We see from David Reilly from the Wall Street Journal that PricewaterhouseCoopers has revealed one of its longest and best-kept secrets?

How much money do PwC partners really make?

This happens to be a WSJ and a Big Four first!

It is the first time that any of the Big Four firms have publicly stated how much money in aggregate is paid to the partners. For PwC US, it appears that between $1.0 and $1.4 billion is paid to the US partners of a total revenue of $6.9 billion in the fiscal year ending June 30, 2006, as publicly stated by Dennis Nally, the firm’s chairman in an interview to Mr. Reilly.

So let’s do some math here:

PwC reported only revenue numbers when it released its 2006 financials (year ending June 30, 2006) about 6 months ago. Total firm revenue was $22 billion and global partnership was 8,280 partners giving a revenue per partner ratio of $2.66 million.

PwC also said that 26% of its total headcount was in the Americas – let’s just apply that to the 8,280 global partners to find the number of Americas – 8,280 * 26% = 2,153 Americas partners.

David Reilly also found that the US revenue was $6.9 billion and PwC reported total North Americas and Caribbean revenues was $7.960billion. To arrive at US partners, we can further prorate on this revenue basis to come to 2,153 * $7,960/$6,900 to come to 1,866 US partners.

The bonus of US$1.0-$1.4 billion over 1,866 US partners comes to between US$535,000 and US$750,000 per partner with an average of US$643,000 per partner take-home pay.

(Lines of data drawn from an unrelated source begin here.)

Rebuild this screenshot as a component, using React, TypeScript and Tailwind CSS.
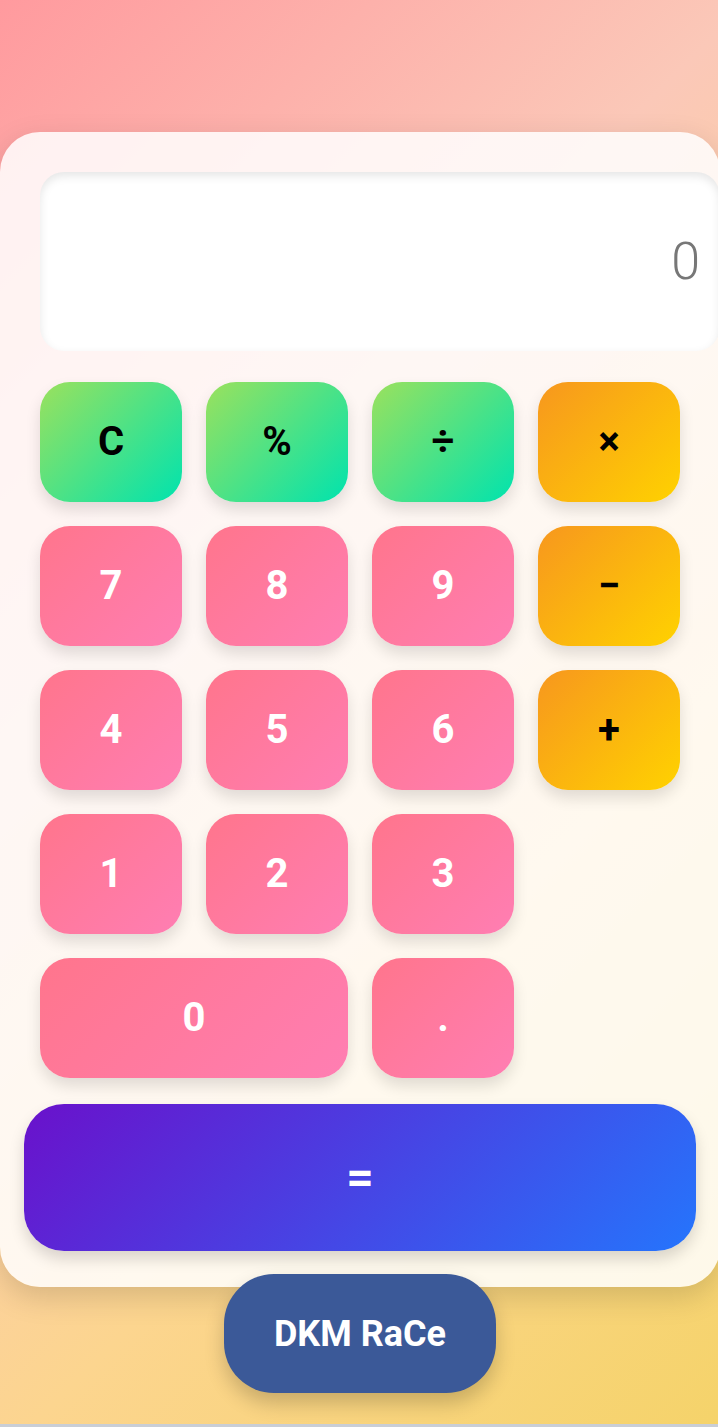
import React from "react";

const green = "bg-[linear-gradient(135deg,#9be15d,#00e3ae)] text-black";
const orange = "bg-[linear-gradient(135deg,#f7971e,#ffd200)] text-black";
const pink = "bg-[linear-gradient(135deg,#ff758c,#ff7eb3)] text-white";

function Key({ label, cls, span }: { label: string; cls: string; span?: boolean }) {
  return (
    <button
      className={`h-[120px] rounded-[30px] ${cls} ${span ? "col-span-2" : ""} flex items-center justify-center text-[40px] font-bold leading-none shadow-[0_8px_15px_rgba(0,0,0,0.12)]`}
    >
      {label}
    </button>
  );
}

export default function App() {
  return (
    <div className="w-[718px] min-h-[1427px] bg-[#c9ced6] overflow-hidden" style={{ fontFamily: "Roboto, 'Liberation Sans', sans-serif" }}>
      <div className="h-[1424px] w-[718px] bg-[linear-gradient(135deg,#ff9a9e_0%,#fbc8b8_35%,#fcd58f_68%,#f5d36a_100%)] pt-[132px]">
        <div className="w-[720px] flex flex-col items-center">
          <div className="w-[720px] rounded-[40px] bg-white/85 pt-[40px] pb-[36px] pl-[40px] shadow-[0_10px_30px_rgba(0,0,0,0.15)]">
            <div className="h-[179px] w-[680px] rounded-[24px] bg-white shadow-[inset_0_4px_10px_rgba(0,0,0,0.1)] flex items-center justify-end pr-[20px] text-[52px] font-light text-[#777]">
              0
            </div>
            <div className="mt-[31px] grid w-[640px] grid-cols-4 gap-[24px]">
              <Key label="C" cls={green} />
              <Key label="%" cls={green} />
              <Key label="÷" cls={green} />
              <Key label="×" cls={orange} />
              <Key label="7" cls={pink} />
              <Key label="8" cls={pink} />
              <Key label="9" cls={pink} />
              <Key label="−" cls={orange} />
              <Key label="4" cls={pink} />
              <Key label="5" cls={pink} />
              <Key label="6" cls={pink} />
              <Key label="+" cls={orange} />
              <Key label="1" cls={pink} />
              <Key label="2" cls={pink} />
              <Key label="3" cls={pink} />
              <div />
              <Key label="0" cls={pink} span />
              <Key label="." cls={pink} />
            </div>
            <button className="-ml-[16px] mt-[26px] flex h-[147px] w-[672px] items-center justify-center rounded-[40px] bg-[linear-gradient(135deg,#6a11cb,#2575fc)] text-[48px] font-bold text-white shadow-[0_8px_15px_rgba(0,0,0,0.15)]">
              =
            </button>
          </div>
          <button className="relative z-10 -mt-[13px] flex h-[119px] w-[272px] items-center justify-center rounded-[50px] bg-[#3b5998] text-[36px] font-bold text-white shadow-[0_10px_20px_rgba(0,0,0,0.2)]">
            DKM RaCe
          </button>
        </div>
      </div>
    </div>
  );
}
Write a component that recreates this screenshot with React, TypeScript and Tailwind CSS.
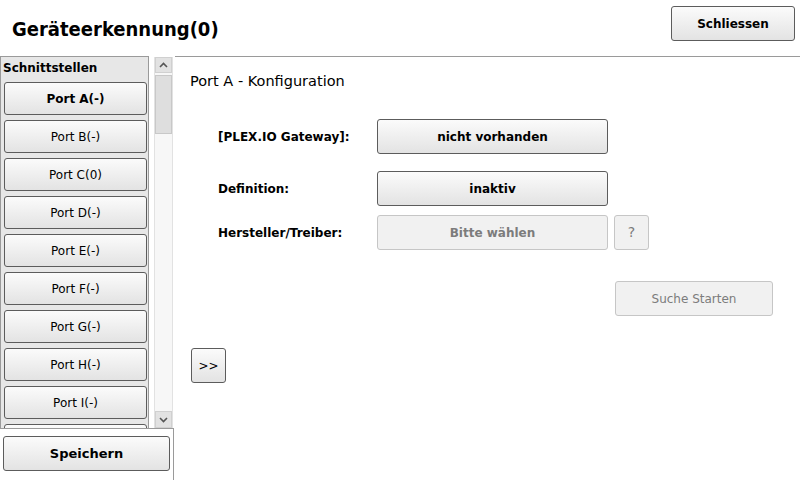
import React from "react";

const btn =
  "flex items-center justify-center border border-[#5c5c5c] rounded-[3px] bg-linear-to-b from-[#fbfbfb] to-[#e3e3e3] text-black";
const dis =
  "flex items-center justify-center border border-[#c6c6c6] rounded-[3px] bg-[#f1f1f1] text-[#7c7c7c]";

const ports = ["A(-)", "B(-)", "C(0)", "D(-)", "E(-)", "F(-)", "G(-)", "H(-)", "I(-)", ""];

export default function App() {
  return (
    <div className="w-[800px] h-[480px] bg-white overflow-hidden flex flex-col font-['DejaVu_Sans',sans-serif] text-black">
      {/* header */}
      <div className="h-[56px] flex items-start justify-between shrink-0">
        <div className="pl-[12px] pt-[16px] text-[20px] leading-[26px] font-bold font-['DejaVu_Sans_Condensed','DejaVu_Sans',sans-serif]">
          Geräteerkennung(0)
        </div>
        <button className={`${btn} mt-[6px] mr-[5px] w-[124px] h-[35px] text-[12px] font-bold`}>
          Schliessen
        </button>
      </div>
      {/* body */}
      <div className="flex flex-1 min-h-0">
        {/* left column */}
        <div className="w-[174px] flex flex-col shrink-0">
          <div className="flex h-[372px] shrink-0">
            <div className="w-[149px] border-t border-l border-r border-[#9a9a9a] bg-[#e7e7e7] overflow-hidden flex flex-col">
              <div className="h-[25px] shrink-0 pl-[2px] pt-[3px] text-[12px] font-bold leading-[16px]">
                Schnittstellen
              </div>
              <div className="flex flex-col gap-[5px] pl-[3px]">
                {ports.map((p, i) => (
                  <button
                    key={i}
                    className={`${btn} w-[143px] h-[33px] shrink-0 text-[12px] ${i === 0 ? "font-bold" : ""}`}
                  >
                    {p ? `Port ${p}` : ""}
                  </button>
                ))}
              </div>
            </div>
            {/* scrollbar */}
            <div className="ml-[5px] mt-[1px] w-[19px] h-[371px] bg-[#f7f7f7] border-l border-r border-[#e2e2e2] flex flex-col">
              <div className="h-[16px] bg-[#e2e2e2] border border-[#d0d0d0] flex items-center justify-center">
                <svg width="9" height="6" viewBox="0 0 9 6">
                  <path d="M1 5 L4.5 1.5 L8 5" stroke="#555" strokeWidth="1.6" fill="none" />
                </svg>
              </div>
              <div className="mt-[2px] h-[59px] bg-[#dedede] border border-[#c8c8c8]" />
              <div className="flex-1" />
              <div className="h-[17px] bg-[#e2e2e2] border border-[#d0d0d0] flex items-center justify-center">
                <svg width="9" height="6" viewBox="0 0 9 6">
                  <path d="M1 1 L4.5 4.5 L8 1" stroke="#555" strokeWidth="1.6" fill="none" />
                </svg>
              </div>
            </div>
          </div>
          <div className="flex-1 border-t border-r border-[#9a9a9a] pl-[3px] pt-[7px]">
            <button className={`${btn} w-[167px] h-[35px] text-[13px] font-bold`}>Speichern</button>
          </div>
        </div>
        {/* right content */}
        <div className="flex-1 ml-[1px] border-t border-[#9a9a9a] pl-[15px] flex flex-col">
          <div className="mt-[15px] text-[14.5px] leading-[18px]">Port A - Konfiguration</div>
          <div className="mt-[29px] pl-[28px] flex flex-col">
            <div className="flex items-center h-[35px]">
              <div className="w-[159px] text-[12px] font-bold">[PLEX.IO Gateway]:</div>
              <button className={`${btn} w-[231px] h-[35px] text-[12px] font-bold`}>nicht vorhanden</button>
            </div>
            <div className="flex items-center h-[35px] mt-[17px]">
              <div className="w-[159px] text-[12px] font-bold">Definition:</div>
              <button className={`${btn} w-[231px] h-[35px] text-[12px] font-bold`}>inaktiv</button>
            </div>
            <div className="flex items-center h-[35px] mt-[9px]">
              <div className="w-[159px] text-[12px] font-bold">Hersteller/Treiber:</div>
              <button className={`${dis} w-[231px] h-[35px] text-[12px] font-bold`}>Bitte wählen</button>
              <button className={`${dis} ml-[6px] w-[35px] h-[35px] text-[14px]`}>?</button>
            </div>
          </div>
          <div className="mt-[31px] flex justify-end pr-[27px]">
            <button className={`${dis} w-[158px] h-[35px] text-[12px]`}>Suche Starten</button>
          </div>
          <div className="mt-[32px] pl-[1px]">
            <button className={`${btn} w-[35px] h-[35px] text-[12px]`}>&gt;&gt;</button>
          </div>
        </div>
      </div>
    </div>
  );
}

In an earlier blog (Saturday, December 9th, 2006), we had estimated that the typical Big4 partner takes home about US $650,000, so it appears that the math does triangulate on a per-partner basis. Our financial analysis seems pretty good!

Check out our total Big4 analysis at http://bigfouralumni.blogspot.com/2006/12/big-four-results-huge-size-and.html#links

The total partner payout is also assumed to be similar to the net income of a typical public company. Let’s take the PwC average of $1.2 billion net income on $6.9 billion of sales, leads to a net income/sales ratio of 17.4%. Let’s compare this with Accenture, whose public reported last twelve month revenues were $17.8 billion and net income of $1.0 billion, giving it a net income to revenue ratio of 5.70%. So PwC is a good 10% higher in this ratio, not a bad showing in its performance.

And why is PwC so intent on revealing its inner core secrets? It is relief from contentious and potentially business life-threatening litigation that the Big Four firm wants to avoid. PwC even said that it would be open to publishing its results if it could get liability caps on audit litigation. According to Mr. Nally, “To me this gets back to the role we play in protecting the integrity of the capital markets and that type of transparency should be expected if you’re looking for some kind of relief.”

We like the idea of full disclosure, but our back of the envelope math came quite close to the revelation that PwC brought forth recently. Is this a fair tradeoff that Big 4 firms get liability caps in exchange for disclosure? Now let’s see if the other Big Four firms are forthcoming with their financials and what they want in exchange.